> **Problem statement**: Restate the listing that follows word for word, without its pictures.

> **Supplied data**:
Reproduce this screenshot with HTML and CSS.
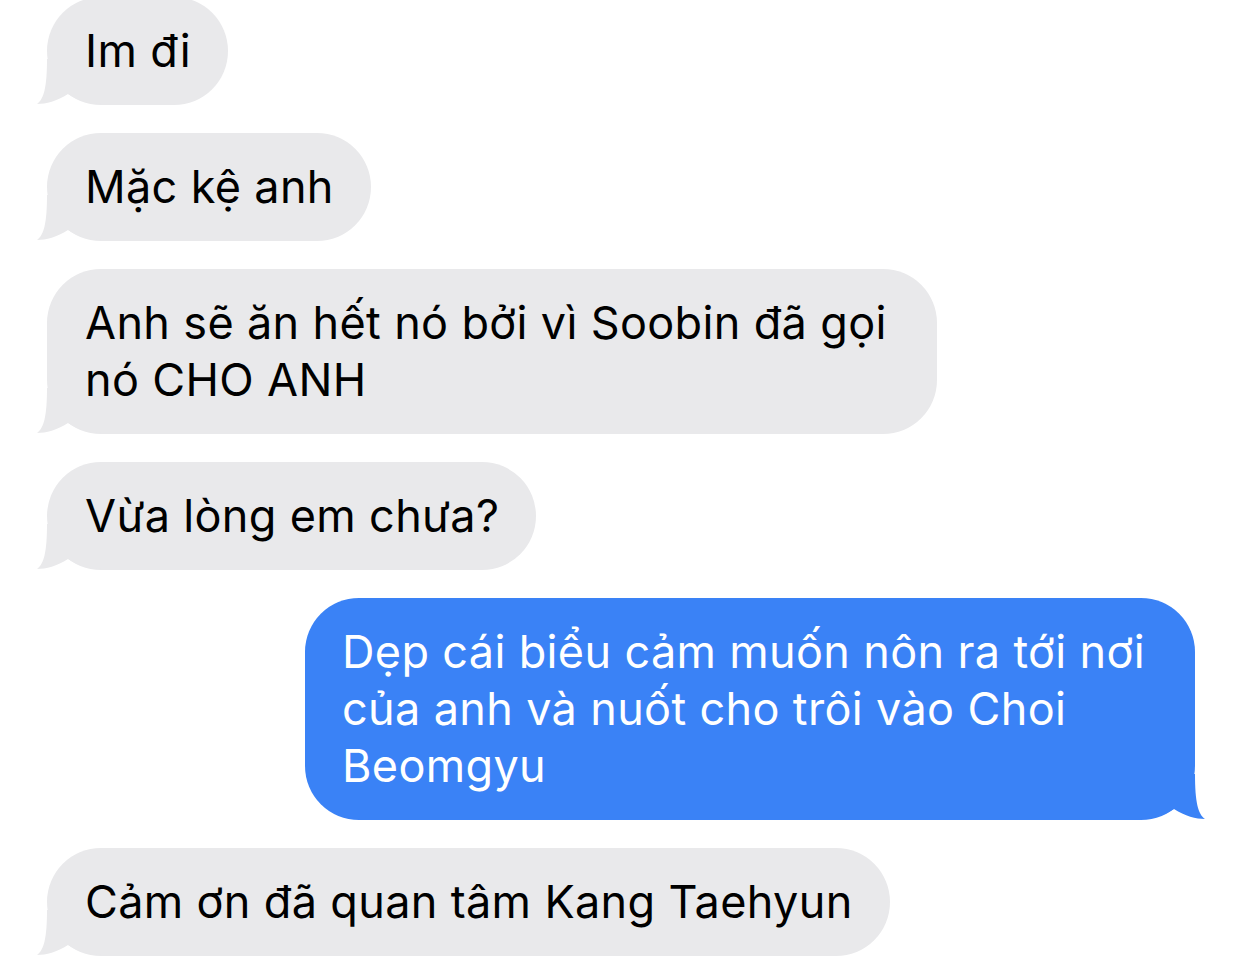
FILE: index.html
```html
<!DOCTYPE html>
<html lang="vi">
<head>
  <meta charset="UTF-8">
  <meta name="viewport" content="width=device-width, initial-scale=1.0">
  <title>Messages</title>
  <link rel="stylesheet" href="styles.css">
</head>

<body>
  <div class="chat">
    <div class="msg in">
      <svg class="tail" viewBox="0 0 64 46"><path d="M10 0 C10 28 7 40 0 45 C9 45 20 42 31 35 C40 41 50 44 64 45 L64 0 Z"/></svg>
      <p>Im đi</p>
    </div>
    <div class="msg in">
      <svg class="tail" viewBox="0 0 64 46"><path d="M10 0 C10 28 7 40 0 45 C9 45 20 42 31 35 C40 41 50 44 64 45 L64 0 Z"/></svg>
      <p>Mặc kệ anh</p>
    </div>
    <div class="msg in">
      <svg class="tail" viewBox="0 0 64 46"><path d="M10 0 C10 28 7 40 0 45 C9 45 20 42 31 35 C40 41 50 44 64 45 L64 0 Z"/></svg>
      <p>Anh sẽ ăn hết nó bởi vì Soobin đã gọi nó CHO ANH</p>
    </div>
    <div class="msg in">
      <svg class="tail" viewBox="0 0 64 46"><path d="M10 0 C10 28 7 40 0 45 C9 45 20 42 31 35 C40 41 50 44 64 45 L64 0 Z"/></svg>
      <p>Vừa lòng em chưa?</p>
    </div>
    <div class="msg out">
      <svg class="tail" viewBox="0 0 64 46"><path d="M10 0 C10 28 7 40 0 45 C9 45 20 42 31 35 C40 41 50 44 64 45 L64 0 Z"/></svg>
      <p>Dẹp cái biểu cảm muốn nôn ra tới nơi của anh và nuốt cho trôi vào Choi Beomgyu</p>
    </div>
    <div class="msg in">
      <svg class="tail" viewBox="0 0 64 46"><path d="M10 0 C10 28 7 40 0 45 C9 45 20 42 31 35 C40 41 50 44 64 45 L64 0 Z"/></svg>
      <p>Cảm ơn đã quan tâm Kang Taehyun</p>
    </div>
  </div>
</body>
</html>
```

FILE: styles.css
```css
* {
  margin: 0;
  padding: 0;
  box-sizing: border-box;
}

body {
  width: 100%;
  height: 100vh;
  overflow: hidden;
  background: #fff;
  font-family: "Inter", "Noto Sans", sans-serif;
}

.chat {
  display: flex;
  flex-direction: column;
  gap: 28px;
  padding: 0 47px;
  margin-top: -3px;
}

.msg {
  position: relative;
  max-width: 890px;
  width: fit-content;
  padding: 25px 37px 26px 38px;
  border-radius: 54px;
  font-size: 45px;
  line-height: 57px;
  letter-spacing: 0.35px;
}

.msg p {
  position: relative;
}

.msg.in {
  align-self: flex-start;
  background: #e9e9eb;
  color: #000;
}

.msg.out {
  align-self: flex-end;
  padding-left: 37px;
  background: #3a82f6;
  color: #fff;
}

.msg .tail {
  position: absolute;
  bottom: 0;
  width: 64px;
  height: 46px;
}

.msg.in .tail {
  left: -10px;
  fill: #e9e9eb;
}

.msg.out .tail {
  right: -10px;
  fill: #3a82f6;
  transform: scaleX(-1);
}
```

> **Exercise solution**:
Reproduce this screenshot with HTML and CSS.
FILE: index.html
```html
<!DOCTYPE html>
<html lang="vi">
<head>
  <meta charset="UTF-8">
  <meta name="viewport" content="width=device-width, initial-scale=1.0">
  <title>Messages</title>
  <link rel="stylesheet" href="styles.css">
</head>

<body>
  <div class="chat">
    <div class="msg in">
      <svg class="tail" viewBox="0 0 64 46"><path d="M10 0 C10 28 7 40 0 45 C9 45 20 42 31 35 C40 41 50 44 64 45 L64 0 Z"/></svg>
      <p>Im đi</p>
    </div>
    <div class="msg in">
      <svg class="tail" viewBox="0 0 64 46"><path d="M10 0 C10 28 7 40 0 45 C9 45 20 42 31 35 C40 41 50 44 64 45 L64 0 Z"/></svg>
      <p>Mặc kệ anh</p>
    </div>
    <div class="msg in">
      <svg class="tail" viewBox="0 0 64 46"><path d="M10 0 C10 28 7 40 0 45 C9 45 20 42 31 35 C40 41 50 44 64 45 L64 0 Z"/></svg>
      <p>Anh sẽ ăn hết nó bởi vì Soobin đã gọi nó CHO ANH</p>
    </div>
    <div class="msg in">
      <svg class="tail" viewBox="0 0 64 46"><path d="M10 0 C10 28 7 40 0 45 C9 45 20 42 31 35 C40 41 50 44 64 45 L64 0 Z"/></svg>
      <p>Vừa lòng em chưa?</p>
    </div>
    <div class="msg out">
      <svg class="tail" viewBox="0 0 64 46"><path d="M10 0 C10 28 7 40 0 45 C9 45 20 42 31 35 C40 41 50 44 64 45 L64 0 Z"/></svg>
      <p>Dẹp cái biểu cảm muốn nôn ra tới nơi của anh và nuốt cho trôi vào Choi Beomgyu</p>
    </div>
    <div class="msg in">
      <svg class="tail" viewBox="0 0 64 46"><path d="M10 0 C10 28 7 40 0 45 C9 45 20 42 31 35 C40 41 50 44 64 45 L64 0 Z"/></svg>
      <p>Cảm ơn đã quan tâm Kang Taehyun</p>
    </div>
  </div>
</body>
</html>
```

FILE: styles.css
```css
* {
  margin: 0;
  padding: 0;
  box-sizing: border-box;
}

body {
  width: 100%;
  height: 100vh;
  overflow: hidden;
  background: #fff;
  font-family: "Inter", "Noto Sans", sans-serif;
}

.chat {
  display: flex;
  flex-direction: column;
  gap: 28px;
  padding: 0 47px;
  margin-top: -3px;
}

.msg {
  position: relative;
  max-width: 890px;
  width: fit-content;
  padding: 25px 37px 26px 38px;
  border-radius: 54px;
  font-size: 45px;
  line-height: 57px;
  letter-spacing: 0.35px;
}

.msg p {
  position: relative;
}

.msg.in {
  align-self: flex-start;
  background: #e9e9eb;
  color: #000;
}

.msg.out {
  align-self: flex-end;
  padding-left: 37px;
  background: #3a82f6;
  color: #fff;
}

.msg .tail {
  position: absolute;
  bottom: 0;
  width: 64px;
  height: 46px;
}

.msg.in .tail {
  left: -10px;
  fill: #e9e9eb;
}

.msg.out .tail {
  right: -10px;
  fill: #3a82f6;
  transform: scaleX(-1);
}
```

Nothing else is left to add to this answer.